What to produce:
Skip every image and restate the data word for word.

START Source excerpt

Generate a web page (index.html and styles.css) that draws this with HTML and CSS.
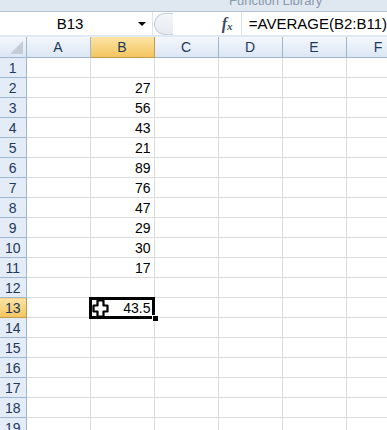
FILE: index.html
```html
<!DOCTYPE html>
<html lang="en">

<head>
    <meta charset="UTF-8">
    <meta name="viewport" content="width=device-width, initial-scale=1.0">
    <title>Average</title>
    <link rel="stylesheet" href="styles.css">
</head>

<body>
    <div class="ribbon">
        <span class="group-label">Function Library</span>
    </div>

    <div class="formula-bar">
        <div class="name-box">
            <span class="name">B13</span>
            <span class="arrow"></span>
        </div>
        <div class="splitter"><span class="knob"></span></div>
        <div class="fx"><i>f</i><i class="x">x</i></div>
        <div class="formula">=AVERAGE(B2:B11)</div>
    </div>

    <div class="sheet">
        <table class="grid">
            <colgroup>
                <col class="col-head">
                <col class="col"><col class="col"><col class="col">
                <col class="col"><col class="col"><col class="col">
            </colgroup>
            <thead>
                <tr>
                    <th class="corner"><span class="tri"></span></th>
                    <th>A</th><th class="on">B</th><th>C</th><th>D</th><th>E</th><th>F</th>
                </tr>
            </thead>
            <tbody>
                <tr><th>1</th><td></td><td></td><td></td><td></td><td></td><td></td></tr>
                <tr><th>2</th><td></td><td>27</td><td></td><td></td><td></td><td></td></tr>
                <tr><th>3</th><td></td><td>56</td><td></td><td></td><td></td><td></td></tr>
                <tr><th>4</th><td></td><td>43</td><td></td><td></td><td></td><td></td></tr>
                <tr><th>5</th><td></td><td>21</td><td></td><td></td><td></td><td></td></tr>
                <tr><th>6</th><td></td><td>89</td><td></td><td></td><td></td><td></td></tr>
                <tr><th>7</th><td></td><td>76</td><td></td><td></td><td></td><td></td></tr>
                <tr><th>8</th><td></td><td>47</td><td></td><td></td><td></td><td></td></tr>
                <tr><th>9</th><td></td><td>29</td><td></td><td></td><td></td><td></td></tr>
                <tr><th>10</th><td></td><td>30</td><td></td><td></td><td></td><td></td></tr>
                <tr><th>11</th><td></td><td>17</td><td></td><td></td><td></td><td></td></tr>
                <tr><th>12</th><td></td><td></td><td></td><td></td><td></td><td></td></tr>
                <tr>
                    <th class="on">13</th><td></td>
                    <td class="active">
                        <svg class="cursor" width="17" height="19" viewBox="0 0 17 19">
                            <path d="M5.5 1.5h6v5h4v6h-4v5h-6v-5h-4v-6h4z" fill="#fff" stroke="#000" stroke-width="2.2" stroke-linejoin="round"/>
                        </svg>43.5<span class="handle"></span>
                    </td>
                    <td></td><td></td><td></td><td></td>
                </tr>
                <tr><th>14</th><td></td><td></td><td></td><td></td><td></td><td></td></tr>
                <tr><th>15</th><td></td><td></td><td></td><td></td><td></td><td></td></tr>
                <tr><th>16</th><td></td><td></td><td></td><td></td><td></td><td></td></tr>
                <tr><th>17</th><td></td><td></td><td></td><td></td><td></td><td></td></tr>
                <tr><th>18</th><td></td><td></td><td></td><td></td><td></td><td></td></tr>
                <tr><th>19</th><td></td><td></td><td></td><td></td><td></td><td></td></tr>
            </tbody>
        </table>
    </div>
</body>

</html>
```

FILE: styles.css
```css
body {
    margin: 0;
    width: 387px;
    height: 430px;
    overflow: hidden;
    background: #fff;
    font-family: "Liberation Sans", Arial, sans-serif;
    font-size: 14px;
    color: #000;
}

/* top strip of the ribbon */
.ribbon {
    height: 11px;
    background: #dfe7f1;
    border-bottom: 1px solid #b6c3d3;
    position: relative;
    overflow: hidden;
}

.group-label {
    position: absolute;
    left: 229px;
    top: -7px;
    font-size: 13px;
    color: #8a98ab;
}

/* formula bar */
.formula-bar {
    display: flex;
    height: 23px;
    background: #fff;
    border-bottom: 2px solid #e3e9f2;
}

.name-box {
    width: 160px;
    display: flex;
    align-items: center;
    border-right: 1px solid #e0e4ea;
}

.name {
    flex: 1;
    text-align: center;
    padding-left: 2px;
    font-size: 15px;
}

.arrow {
    width: 0;
    height: 0;
    border-left: 4px solid transparent;
    border-right: 4px solid transparent;
    border-top: 4px solid #000;
    margin-right: 6px;
}

.splitter {
    width: 70px;
    display: flex;
    align-items: center;
    background: #fff;
}

.knob {
    width: 18px;
    height: 20px;
    margin-left: 1px;
    border: 1px solid #c9d2de;
    border-radius: 11px 0 0 11px;
    border-right: none;
    background: linear-gradient(#f4f6f9, #e6eaf0);
}

.fx {
    width: 20px;
    padding-left: 2px;
    display: flex;
    align-items: center;
    font-family: "Liberation Serif", serif;
    font-weight: bold;
    font-size: 16px;
    color: #384c63;
}

.fx .x {
    font-size: 11px;
    margin-top: 4px;
}

.formula {
    flex: 1;
    display: flex;
    align-items: center;
    padding-left: 7px;
    border-left: 1px solid #dde3eb;
    font-size: 15px;
    white-space: nowrap;
}

/* worksheet grid */
.sheet {
    overflow: hidden;
}

.grid {
    border-collapse: collapse;
    table-layout: fixed;
    width: 410px;
}

.col-head {
    width: 26px;
}

.col {
    width: 64px;
}

.grid th {
    font-weight: normal;
    font-size: 14px;
    color: #1e395b;
    padding: 0;
    border: 1px solid #9eb6ce;
    border-top: none;
    border-left: none;
}

.grid thead th {
    height: 20px;
    background: linear-gradient(#f4f7fc, #dce6f4);
    text-align: center;
}

.grid tbody th {
    height: 19px;
    background: #e4ecf7;
    text-align: center;
}

.grid th.on {
    background: linear-gradient(#fbe3a5, #f4c55f);
    border-color: #c29b4c;
}

.grid th.corner {
    position: relative;
}

.tri {
    position: absolute;
    right: 3px;
    bottom: 3px;
    width: 0;
    height: 0;
    border-left: 13px solid transparent;
    border-bottom: 13px solid #c3ccd7;
}

.grid td {
    padding: 0 3px 0 0;
    height: 19px;
    text-align: right;
    border-right: 1px solid #dadcdd;
    border-bottom: 1px solid #dadcdd;
    white-space: nowrap;
}

.grid td.active {
    position: relative;
    outline: 3px solid #000;
    outline-offset: -2px;
}

.cursor {
    position: absolute;
    left: 1px;
    top: 1px;
}

.handle {
    position: absolute;
    right: -5px;
    bottom: -5px;
    width: 5px;
    height: 5px;
    background: #000;
    border: 1px solid #fff;
}
```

END Source excerpt

Written answer:
Generate a web page (index.html and styles.css) that draws this with HTML and CSS.
FILE: index.html
```html
<!DOCTYPE html>
<html lang="en">

<head>
    <meta charset="UTF-8">
    <meta name="viewport" content="width=device-width, initial-scale=1.0">
    <title>Average</title>
    <link rel="stylesheet" href="styles.css">
</head>

<body>
    <div class="ribbon">
        <span class="group-label">Function Library</span>
    </div>

    <div class="formula-bar">
        <div class="name-box">
            <span class="name">B13</span>
            <span class="arrow"></span>
        </div>
        <div class="splitter"><span class="knob"></span></div>
        <div class="fx"><i>f</i><i class="x">x</i></div>
        <div class="formula">=AVERAGE(B2:B11)</div>
    </div>

    <div class="sheet">
        <table class="grid">
            <colgroup>
                <col class="col-head">
                <col class="col"><col class="col"><col class="col">
                <col class="col"><col class="col"><col class="col">
            </colgroup>
            <thead>
                <tr>
                    <th class="corner"><span class="tri"></span></th>
                    <th>A</th><th class="on">B</th><th>C</th><th>D</th><th>E</th><th>F</th>
                </tr>
            </thead>
            <tbody>
                <tr><th>1</th><td></td><td></td><td></td><td></td><td></td><td></td></tr>
                <tr><th>2</th><td></td><td>27</td><td></td><td></td><td></td><td></td></tr>
                <tr><th>3</th><td></td><td>56</td><td></td><td></td><td></td><td></td></tr>
                <tr><th>4</th><td></td><td>43</td><td></td><td></td><td></td><td></td></tr>
                <tr><th>5</th><td></td><td>21</td><td></td><td></td><td></td><td></td></tr>
                <tr><th>6</th><td></td><td>89</td><td></td><td></td><td></td><td></td></tr>
                <tr><th>7</th><td></td><td>76</td><td></td><td></td><td></td><td></td></tr>
                <tr><th>8</th><td></td><td>47</td><td></td><td></td><td></td><td></td></tr>
                <tr><th>9</th><td></td><td>29</td><td></td><td></td><td></td><td></td></tr>
                <tr><th>10</th><td></td><td>30</td><td></td><td></td><td></td><td></td></tr>
                <tr><th>11</th><td></td><td>17</td><td></td><td></td><td></td><td></td></tr>
                <tr><th>12</th><td></td><td></td><td></td><td></td><td></td><td></td></tr>
                <tr>
                    <th class="on">13</th><td></td>
                    <td class="active">
                        <svg class="cursor" width="17" height="19" viewBox="0 0 17 19">
                            <path d="M5.5 1.5h6v5h4v6h-4v5h-6v-5h-4v-6h4z" fill="#fff" stroke="#000" stroke-width="2.2" stroke-linejoin="round"/>
                        </svg>43.5<span class="handle"></span>
                    </td>
                    <td></td><td></td><td></td><td></td>
                </tr>
                <tr><th>14</th><td></td><td></td><td></td><td></td><td></td><td></td></tr>
                <tr><th>15</th><td></td><td></td><td></td><td></td><td></td><td></td></tr>
                <tr><th>16</th><td></td><td></td><td></td><td></td><td></td><td></td></tr>
                <tr><th>17</th><td></td><td></td><td></td><td></td><td></td><td></td></tr>
                <tr><th>18</th><td></td><td></td><td></td><td></td><td></td><td></td></tr>
                <tr><th>19</th><td></td><td></td><td></td><td></td><td></td><td></td></tr>
            </tbody>
        </table>
    </div>
</body>

</html>
```

FILE: styles.css
```css
body {
    margin: 0;
    width: 387px;
    height: 430px;
    overflow: hidden;
    background: #fff;
    font-family: "Liberation Sans", Arial, sans-serif;
    font-size: 14px;
    color: #000;
}

/* top strip of the ribbon */
.ribbon {
    height: 11px;
    background: #dfe7f1;
    border-bottom: 1px solid #b6c3d3;
    position: relative;
    overflow: hidden;
}

.group-label {
    position: absolute;
    left: 229px;
    top: -7px;
    font-size: 13px;
    color: #8a98ab;
}

/* formula bar */
.formula-bar {
    display: flex;
    height: 23px;
    background: #fff;
    border-bottom: 2px solid #e3e9f2;
}

.name-box {
    width: 160px;
    display: flex;
    align-items: center;
    border-right: 1px solid #e0e4ea;
}

.name {
    flex: 1;
    text-align: center;
    padding-left: 2px;
    font-size: 15px;
}

.arrow {
    width: 0;
    height: 0;
    border-left: 4px solid transparent;
    border-right: 4px solid transparent;
    border-top: 4px solid #000;
    margin-right: 6px;
}

.splitter {
    width: 70px;
    display: flex;
    align-items: center;
    background: #fff;
}

.knob {
    width: 18px;
    height: 20px;
    margin-left: 1px;
    border: 1px solid #c9d2de;
    border-radius: 11px 0 0 11px;
    border-right: none;
    background: linear-gradient(#f4f6f9, #e6eaf0);
}

.fx {
    width: 20px;
    padding-left: 2px;
    display: flex;
    align-items: center;
    font-family: "Liberation Serif", serif;
    font-weight: bold;
    font-size: 16px;
    color: #384c63;
}

.fx .x {
    font-size: 11px;
    margin-top: 4px;
}

.formula {
    flex: 1;
    display: flex;
    align-items: center;
    padding-left: 7px;
    border-left: 1px solid #dde3eb;
    font-size: 15px;
    white-space: nowrap;
}

/* worksheet grid */
.sheet {
    overflow: hidden;
}

.grid {
    border-collapse: collapse;
    table-layout: fixed;
    width: 410px;
}

.col-head {
    width: 26px;
}

.col {
    width: 64px;
}

.grid th {
    font-weight: normal;
    font-size: 14px;
    color: #1e395b;
    padding: 0;
    border: 1px solid #9eb6ce;
    border-top: none;
    border-left: none;
}

.grid thead th {
    height: 20px;
    background: linear-gradient(#f4f7fc, #dce6f4);
    text-align: center;
}

.grid tbody th {
    height: 19px;
    background: #e4ecf7;
    text-align: center;
}

.grid th.on {
    background: linear-gradient(#fbe3a5, #f4c55f);
    border-color: #c29b4c;
}

.grid th.corner {
    position: relative;
}

.tri {
    position: absolute;
    right: 3px;
    bottom: 3px;
    width: 0;
    height: 0;
    border-left: 13px solid transparent;
    border-bottom: 13px solid #c3ccd7;
}

.grid td {
    padding: 0 3px 0 0;
    height: 19px;
    text-align: right;
    border-right: 1px solid #dadcdd;
    border-bottom: 1px solid #dadcdd;
    white-space: nowrap;
}

.grid td.active {
    position: relative;
    outline: 3px solid #000;
    outline-offset: -2px;
}

.cursor {
    position: absolute;
    left: 1px;
    top: 1px;
}

.handle {
    position: absolute;
    right: -5px;
    bottom: -5px;
    width: 5px;
    height: 5px;
    background: #000;
    border: 1px solid #fff;
}
```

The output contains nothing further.